Exercise details = Please transcribe the listing below in full and word for word, without its pictures.

Dataset section =
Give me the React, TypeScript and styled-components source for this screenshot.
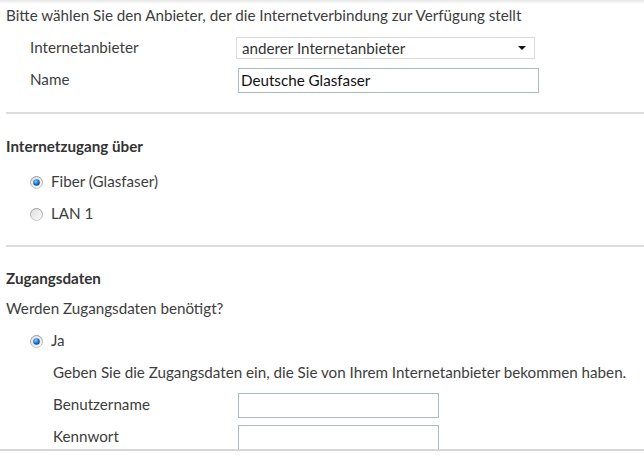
import React from "react";
import styled, { createGlobalStyle } from "styled-components";

const Global = createGlobalStyle`
  html, body { margin: 0; padding: 0; background: #fff; }
  body {
    font-family: Lato, "Open Sans", "Liberation Sans", sans-serif;
    font-size: 15.2px;
    color: #3d3d3d;
  }
`;

const Page = styled.div`
  width: 644px;
  height: 456px;
  display: flex;
  flex-direction: column;
  overflow: hidden;
  position: relative;
`;

const TopShade = styled.div`
  position: absolute;
  top: 0;
  left: 0;
  right: 0;
  height: 4px;
  background: linear-gradient(#e6e6e6, rgba(255, 255, 255, 0));
`;

const Content = styled.div`
  height: 449px;
  overflow: hidden;
  padding: 0 0 0 6px;
  box-sizing: border-box;
`;

const Footer = styled.div`
  flex: 1;
  border-top: 2px solid #d6d6d6;
  background: #fff;
`;

const Section = styled.section<{ $top?: number; $bottom?: number }>`
  padding: ${(p) => p.$top ?? 0}px 0 ${(p) => p.$bottom ?? 16}px;
`;

const Divider = styled.hr`
  border: 0;
  border-top: 2px solid #dcdcdc;
  margin: 0;
`;

const Text = styled.p<{ $indent?: number }>`
  margin: 0;
  height: 32px;
  line-height: 30px;
  padding-left: ${(p) => p.$indent ?? 0}px;
  white-space: nowrap;
`;

const Heading = styled.h3<{ $gap: number }>`
  margin: 0 0 ${(p) => p.$gap}px;
  height: 30px;
  line-height: 30px;
  font-size: 15.2px;
  font-weight: bold;
  color: #333;
`;

const FieldRow = styled.div<{ $indent: number }>`
  display: grid;
  grid-template-columns: ${(p) => 232 - p.$indent}px auto;
  align-items: center;
  height: 32px;
  padding-left: ${(p) => p.$indent}px;
`;

const Label = styled.label`
  line-height: 30px;
  margin-top: -2px;
`;

const SelectBox = styled.div`
  width: 299px;
  height: 22px;
  margin-left: -2px;
  box-sizing: border-box;
  border: 1px solid #dadada;
  display: flex;
  align-items: center;
  justify-content: space-between;
  padding: 0 8px 0 5px;
  color: #333;
`;

const Caret = styled.span`
  width: 0;
  height: 0;
  border-left: 4px solid transparent;
  border-right: 4px solid transparent;
  border-top: 4px solid #111;
`;

const Input = styled.div<{ $width: number }>`
  width: ${(p) => p.$width}px;
  height: 25px;
  box-sizing: border-box;
  border: 1px solid #a9bcc0;
  padding: 0 2px;
  line-height: 23px;
  color: #111;
`;

const RadioRow = styled.label<{ $indent: number }>`
  display: flex;
  align-items: center;
  gap: 8px;
  height: 32px;
  padding-left: ${(p) => p.$indent}px;

  & > span {
    line-height: 30px;
    margin-top: -2px;
  }
`;

const Radio = ({ checked }: { checked?: boolean }) => (
  <svg width="13" height="13" viewBox="0 0 13 13">
    <defs>
      <linearGradient id="rb" x1="0" y1="0" x2="0" y2="1">
        <stop offset="0" stopColor="#9a9a9a" />
        <stop offset="1" stopColor="#c8c8c8" />
      </linearGradient>
      <linearGradient id="rf" x1="0" y1="0" x2="1" y2="1">
        <stop offset="0" stopColor="#dedede" />
        <stop offset="1" stopColor="#fafafa" />
      </linearGradient>
      <radialGradient id="dot" cx="0.4" cy="0.35" r="0.7">
        <stop offset="0" stopColor="#8fd0ff" />
        <stop offset="0.5" stopColor="#1e7fd6" />
        <stop offset="1" stopColor="#0b3e78" />
      </radialGradient>
    </defs>
    <circle cx="6.5" cy="6.5" r="6" fill="url(#rf)" stroke="url(#rb)" strokeWidth="1" />
    {checked && <circle cx="6.5" cy="6.5" r="3.3" fill="url(#dot)" />}
  </svg>
);

export default function App() {
  return (
    <Page>
      <Global />
      <TopShade />
      <Content>
        <Section>
          <Text>Bitte wählen Sie den Anbieter, der die Internetverbindung zur Verfügung stellt</Text>
          <FieldRow $indent={24}>
            <Label>Internetanbieter</Label>
            <SelectBox>
              <span>anderer Internetanbieter</span>
              <Caret />
            </SelectBox>
          </FieldRow>
          <FieldRow $indent={24}>
            <Label>Name</Label>
            <Input $width={301}>Deutsche Glasfaser</Input>
          </FieldRow>
        </Section>
        <Divider />
        <Section $top={17} $bottom={15}>
          <Heading $gap={5}>Internetzugang über</Heading>
          <RadioRow $indent={24}>
            <Radio checked />
            <span>Fiber (Glasfaser)</span>
          </RadioRow>
          <RadioRow $indent={24}>
            <Radio />
            <span>LAN 1</span>
          </RadioRow>
        </Section>
        <Divider />
        <Section $top={16}>
          <Heading $gap={0}>Zugangsdaten</Heading>
          <Text>Werden Zugangsdaten benötigt?</Text>
          <RadioRow $indent={24}>
            <Radio checked />
            <span>Ja</span>
          </RadioRow>
          <Text $indent={47}>
            Geben Sie die Zugangsdaten ein, die Sie von Ihrem Internetanbieter bekommen haben.
          </Text>
          <FieldRow $indent={47}>
            <Label>Benutzername</Label>
            <Input $width={201} />
          </FieldRow>
          <FieldRow $indent={47}>
            <Label>Kennwort</Label>
            <Input $width={201} />
          </FieldRow>
        </Section>
      </Content>
      <Footer />
    </Page>
  );
}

Written solution =
Give me the React, TypeScript and styled-components source for this screenshot.
import React from "react";
import styled, { createGlobalStyle } from "styled-components";

const Global = createGlobalStyle`
  html, body { margin: 0; padding: 0; background: #fff; }
  body {
    font-family: Lato, "Open Sans", "Liberation Sans", sans-serif;
    font-size: 15.2px;
    color: #3d3d3d;
  }
`;

const Page = styled.div`
  width: 644px;
  height: 456px;
  display: flex;
  flex-direction: column;
  overflow: hidden;
  position: relative;
`;

const TopShade = styled.div`
  position: absolute;
  top: 0;
  left: 0;
  right: 0;
  height: 4px;
  background: linear-gradient(#e6e6e6, rgba(255, 255, 255, 0));
`;

const Content = styled.div`
  height: 449px;
  overflow: hidden;
  padding: 0 0 0 6px;
  box-sizing: border-box;
`;

const Footer = styled.div`
  flex: 1;
  border-top: 2px solid #d6d6d6;
  background: #fff;
`;

const Section = styled.section<{ $top?: number; $bottom?: number }>`
  padding: ${(p) => p.$top ?? 0}px 0 ${(p) => p.$bottom ?? 16}px;
`;

const Divider = styled.hr`
  border: 0;
  border-top: 2px solid #dcdcdc;
  margin: 0;
`;

const Text = styled.p<{ $indent?: number }>`
  margin: 0;
  height: 32px;
  line-height: 30px;
  padding-left: ${(p) => p.$indent ?? 0}px;
  white-space: nowrap;
`;

const Heading = styled.h3<{ $gap: number }>`
  margin: 0 0 ${(p) => p.$gap}px;
  height: 30px;
  line-height: 30px;
  font-size: 15.2px;
  font-weight: bold;
  color: #333;
`;

const FieldRow = styled.div<{ $indent: number }>`
  display: grid;
  grid-template-columns: ${(p) => 232 - p.$indent}px auto;
  align-items: center;
  height: 32px;
  padding-left: ${(p) => p.$indent}px;
`;

const Label = styled.label`
  line-height: 30px;
  margin-top: -2px;
`;

const SelectBox = styled.div`
  width: 299px;
  height: 22px;
  margin-left: -2px;
  box-sizing: border-box;
  border: 1px solid #dadada;
  display: flex;
  align-items: center;
  justify-content: space-between;
  padding: 0 8px 0 5px;
  color: #333;
`;

const Caret = styled.span`
  width: 0;
  height: 0;
  border-left: 4px solid transparent;
  border-right: 4px solid transparent;
  border-top: 4px solid #111;
`;

const Input = styled.div<{ $width: number }>`
  width: ${(p) => p.$width}px;
  height: 25px;
  box-sizing: border-box;
  border: 1px solid #a9bcc0;
  padding: 0 2px;
  line-height: 23px;
  color: #111;
`;

const RadioRow = styled.label<{ $indent: number }>`
  display: flex;
  align-items: center;
  gap: 8px;
  height: 32px;
  padding-left: ${(p) => p.$indent}px;

  & > span {
    line-height: 30px;
    margin-top: -2px;
  }
`;

const Radio = ({ checked }: { checked?: boolean }) => (
  <svg width="13" height="13" viewBox="0 0 13 13">
    <defs>
      <linearGradient id="rb" x1="0" y1="0" x2="0" y2="1">
        <stop offset="0" stopColor="#9a9a9a" />
        <stop offset="1" stopColor="#c8c8c8" />
      </linearGradient>
      <linearGradient id="rf" x1="0" y1="0" x2="1" y2="1">
        <stop offset="0" stopColor="#dedede" />
        <stop offset="1" stopColor="#fafafa" />
      </linearGradient>
      <radialGradient id="dot" cx="0.4" cy="0.35" r="0.7">
        <stop offset="0" stopColor="#8fd0ff" />
        <stop offset="0.5" stopColor="#1e7fd6" />
        <stop offset="1" stopColor="#0b3e78" />
      </radialGradient>
    </defs>
    <circle cx="6.5" cy="6.5" r="6" fill="url(#rf)" stroke="url(#rb)" strokeWidth="1" />
    {checked && <circle cx="6.5" cy="6.5" r="3.3" fill="url(#dot)" />}
  </svg>
);

export default function App() {
  return (
    <Page>
      <Global />
      <TopShade />
      <Content>
        <Section>
          <Text>Bitte wählen Sie den Anbieter, der die Internetverbindung zur Verfügung stellt</Text>
          <FieldRow $indent={24}>
            <Label>Internetanbieter</Label>
            <SelectBox>
              <span>anderer Internetanbieter</span>
              <Caret />
            </SelectBox>
          </FieldRow>
          <FieldRow $indent={24}>
            <Label>Name</Label>
            <Input $width={301}>Deutsche Glasfaser</Input>
          </FieldRow>
        </Section>
        <Divider />
        <Section $top={17} $bottom={15}>
          <Heading $gap={5}>Internetzugang über</Heading>
          <RadioRow $indent={24}>
            <Radio checked />
            <span>Fiber (Glasfaser)</span>
          </RadioRow>
          <RadioRow $indent={24}>
            <Radio />
            <span>LAN 1</span>
          </RadioRow>
        </Section>
        <Divider />
        <Section $top={16}>
          <Heading $gap={0}>Zugangsdaten</Heading>
          <Text>Werden Zugangsdaten benötigt?</Text>
          <RadioRow $indent={24}>
            <Radio checked />
            <span>Ja</span>
          </RadioRow>
          <Text $indent={47}>
            Geben Sie die Zugangsdaten ein, die Sie von Ihrem Internetanbieter bekommen haben.
          </Text>
          <FieldRow $indent={47}>
            <Label>Benutzername</Label>
            <Input $width={201} />
          </FieldRow>
          <FieldRow $indent={47}>
            <Label>Kennwort</Label>
            <Input $width={201} />
          </FieldRow>
        </Section>
      </Content>
      <Footer />
    </Page>
  );
}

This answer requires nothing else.